• [Goal]:
Copy each line holding the string "this".

● ● ● ●

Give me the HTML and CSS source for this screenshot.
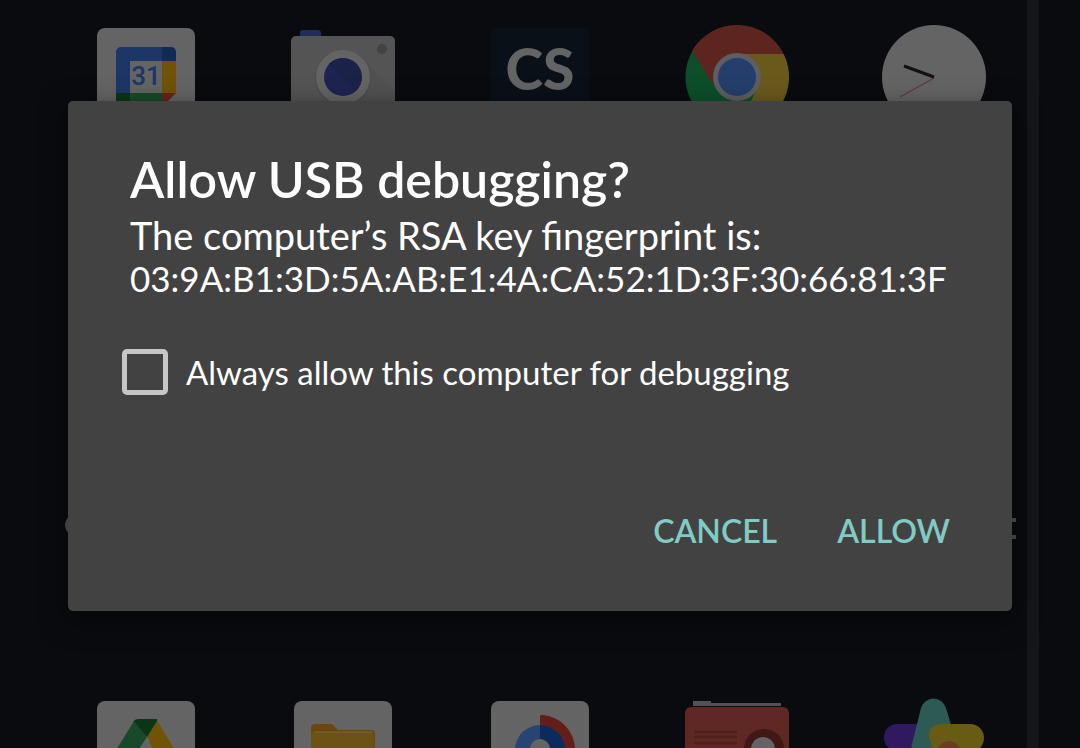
FILE: index.html
```html
<!DOCTYPE html>
<html lang="en">
<head>
<meta charset="utf-8">
<meta name="viewport" content="width=device-width, initial-scale=1">
<title>Allow USB debugging?</title>
<link rel="stylesheet" href="styles.css">
</head>
<body>
<div class="screen">
  <div class="home" aria-hidden="true">
    <svg class="app" viewBox="0 0 104 104">
      <rect x="3" y="3" width="98" height="98" rx="8" fill="#646464"/>
      <path d="M27 22h41v14H36v32H22V27a5 5 0 0 1 5-5z" fill="#1c3767"/>
      <path d="M68 22h9a5 5 0 0 1 5 5v9H68z" fill="#122a55"/>
      <path d="M68 36h14v32H68z" fill="#705306"/>
      <path d="M36 68h32v14H36z" fill="#174b27"/>
      <path d="M22 68h14v14h-9a5 5 0 0 1-5-5z" fill="#0c3518"/>
      <path d="M68 68h14L68 82z" fill="#6b2219"/>
      <text class="day" x="52" y="60">31</text>
    </svg>
    <svg class="app" viewBox="0 0 104 104">
      <rect x="9" y="5" width="21" height="16" rx="3" fill="#1f2d5a"/>
      <rect x="0" y="11" width="104" height="90" rx="5" fill="#545454"/>
      <path d="M71 33l33 33v35H50z" fill="#515151"/>
      <circle cx="91" cy="24" r="5" fill="#434343"/>
      <circle cx="52" cy="53" r="28" fill="#4e4e4e"/>
      <circle cx="52" cy="52" r="27" fill="#646464"/>
      <circle cx="52" cy="52" r="19" fill="#1d2450"/>
      <path d="M38 39a19 19 0 0 1 27 27z" fill="#1b224a"/>
    </svg>
    <svg class="app" viewBox="0 0 104 104">
      <rect x="3" y="3" width="98" height="98" rx="6" fill="#0a1018"/>
      <text class="brand" x="52" y="65">CS</text>
    </svg>
    <svg class="app" viewBox="0 0 104 104">
      <circle cx="52" cy="52" r="51.500" fill="#0c4f2a"/>
      <path d="M52 29h46.700A52 52 0 0 1 52 104l20-40z" fill="#6b591c"/>
      <path d="M7 26A52 52 0 0 1 98.700 29H52L29 61z" fill="#5c2520"/>
      <circle cx="52" cy="52" r="24" fill="#5e5e62"/>
      <circle cx="52" cy="52" r="19" fill="#243f6c"/>
    </svg>
    <svg class="app" viewBox="0 0 104 104">
      <circle cx="52" cy="52" r="52" fill="#646464"/>
      <path d="M52 53L18 72" stroke="#653832" stroke-width="1.200"/>
      <path d="M52 52L22 41" stroke="#111" stroke-width="3"/>
    </svg>
    <svg class="app" viewBox="0 0 104 104">
      <rect x="3" y="3" width="98" height="98" rx="8" fill="#646464"/>
      <path d="M62 21l22 36H61L53 38z" fill="#705306"/>
      <path d="M39 24q2-3 5-3h18q2 0 1 2L53 39z" fill="#0c3518"/>
      <path d="M40 23L19 57h22l12-18z" fill="#17492a"/>
    </svg>
    <svg class="app" viewBox="0 0 104 104">
      <rect x="3" y="3" width="98" height="98" rx="8" fill="#646464"/>
      <path d="M24 26h15q2 0 3 1l5 5h33q4 0 4 4v40H20V30q0-4 4-4z" fill="#6c4611"/>
      <path d="M24 34h56q3 0 3 3v40H20V38q0-4 4-4z" fill="#6c5214"/>
      <path d="M23 34h58" stroke="#7a673b" stroke-width="1"/>
    </svg>
    <svg class="app" viewBox="0 0 104 104">
      <rect x="3" y="3" width="98" height="98" rx="8" fill="#646464"/>
      <path d="M52 52V19q0-3 3-2a35 35 0 0 1 32 35z" fill="#641d17"/>
      <circle cx="52" cy="52" r="25" fill="#284474"/>
      <path d="M52 27a25 25 0 0 1 0 50z" fill="#0d2a5c"/>
      <circle cx="52" cy="51" r="10" fill="#646464"/>
    </svg>
    <svg class="app" viewBox="0 0 104 104">
      <path d="M8 3h18v2h70v3H8z" fill="#515253"/>
      <rect x="0" y="9" width="104" height="90" rx="6" fill="#5f2825"/>
      <path d="M9 34h43M9 39h43M9 45h43" stroke="#4e201e" stroke-width="3"/>
      <circle cx="79" cy="51" r="20" fill="#401817"/>
      <circle cx="78" cy="51" r="12" fill="#646464"/>
    </svg>
    <svg class="app" viewBox="0 0 104 104">
      <rect x="2" y="26" width="60" height="27" rx="13" fill="#31195f"/>
      <path d="M39 10a13 13 0 0 1 25 0l9 30-20 20H36q-8-6-6-14z" fill="#2c5a55"/>
      <path d="M60 26h28a13 13 0 0 1 0 28H52l-5-14q-2-13 13-14z" fill="#685b14"/>
      <circle cx="67" cy="55" r="12" fill="#6b3c22"/>
    </svg>
  </div>
  <svg class="peek peek-left" viewBox="0 0 12 28" aria-hidden="true"><circle cx="12" cy="12" r="11" fill="#515254"/></svg>
  <svg class="peek peek-right" viewBox="0 0 12 28" aria-hidden="true"><path d="M0 7h12M0 24h12" stroke="#515254" stroke-width="4"/></svg>
  <div class="edge"></div>

  <main class="overlay">
    <form class="dialog" role="dialog" aria-labelledby="title" aria-describedby="message">
      <h1 class="title" id="title">Allow USB debugging?</h1>
      <div class="message" id="message">
        <p class="line">The computer’s RSA key fingerprint is:</p>
        <p class="line fingerprint">03:9A:B1:3D:5A:AB:E1:4A:CA:52:1D:3F:30:66:81:3F</p>
      </div>
      <label class="always" for="always">
        <input class="check" type="checkbox" id="always">
        <span>Always allow this computer for debugging</span>
      </label>
      <div class="actions">
        <button class="action" type="button">CANCEL</button>
        <button class="action" type="button">ALLOW</button>
      </div>
    </form>
  </main>
</div>
</body>
</html>
```
FILE: styles.css
```css
* {
  box-sizing: border-box;
}

body {
  margin: 0;
  background: #090b0f;
  color: #fff;
  font-family: Lato, "Noto Sans", sans-serif;
}

.screen {
  position: relative;
  height: 100vh;
  overflow: hidden;
}

.home {
  display: grid;
  grid-template-columns: repeat(5, 1fr);
  justify-items: center;
  row-gap: 569px;
  padding: 25px 48px 0;
}

.app {
  display: block;
  width: 104px;
  height: 104px;
}

.day {
  font: 500 26px Roboto, sans-serif;
  text-anchor: middle;
  fill: #1c3767;
}

.brand {
  font: 900 57px Lato, sans-serif;
  text-anchor: middle;
  fill: #646464;
}

.peek {
  position: absolute;
  top: 513px;
  width: 12px;
  height: 28px;
}

.peek-left {
  left: 64px;
}

.peek-right {
  right: 64px;
}

.edge {
  position: absolute;
  top: 0;
  bottom: 0;
  right: 41px;
  width: 12px;
  background: #15161a;
}

.overlay {
  position: absolute;
  inset: 0;
  padding: 101px 68px;
}

.dialog {
  padding: 48px 52px 44px 54px;
  border-radius: 5px;
  background: #424242;
  box-shadow: 0 8px 28px rgba(0, 0, 0, 0.5);
}

.title {
  margin: 0;
  padding-left: 8px;
  font-size: 50px;
  font-weight: 600;
  line-height: 60px;
}

.message {
  margin-top: 5px;
  padding-left: 8px;
}

.line {
  margin: 0;
  font-size: 38px;
  line-height: 43px;
}

.fingerprint {
  font-size: 35px;
}

.always {
  display: flex;
  align-items: center;
  gap: 18px;
  margin-top: 49px;
  font-size: 33px;
  line-height: 46px;
}

.check {
  appearance: none;
  flex: none;
  width: 46px;
  height: 46px;
  margin: 0;
  border: 5px solid #c6c6c6;
  border-radius: 5px;
}

.check:checked {
  background: #80cbc4;
}

.actions {
  display: flex;
  justify-content: flex-end;
  gap: 40px;
  margin-top: 100px;
}

.action {
  padding: 12px 10px;
  border: 0;
  background: none;
  color: #80cbc4;
  font: 600 32px/48px Lato, sans-serif;
}
```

● ● ● ●

• [Worked answer]:
Give me the HTML and CSS source for this screenshot.
        <span>Always allow this computer for debugging</span>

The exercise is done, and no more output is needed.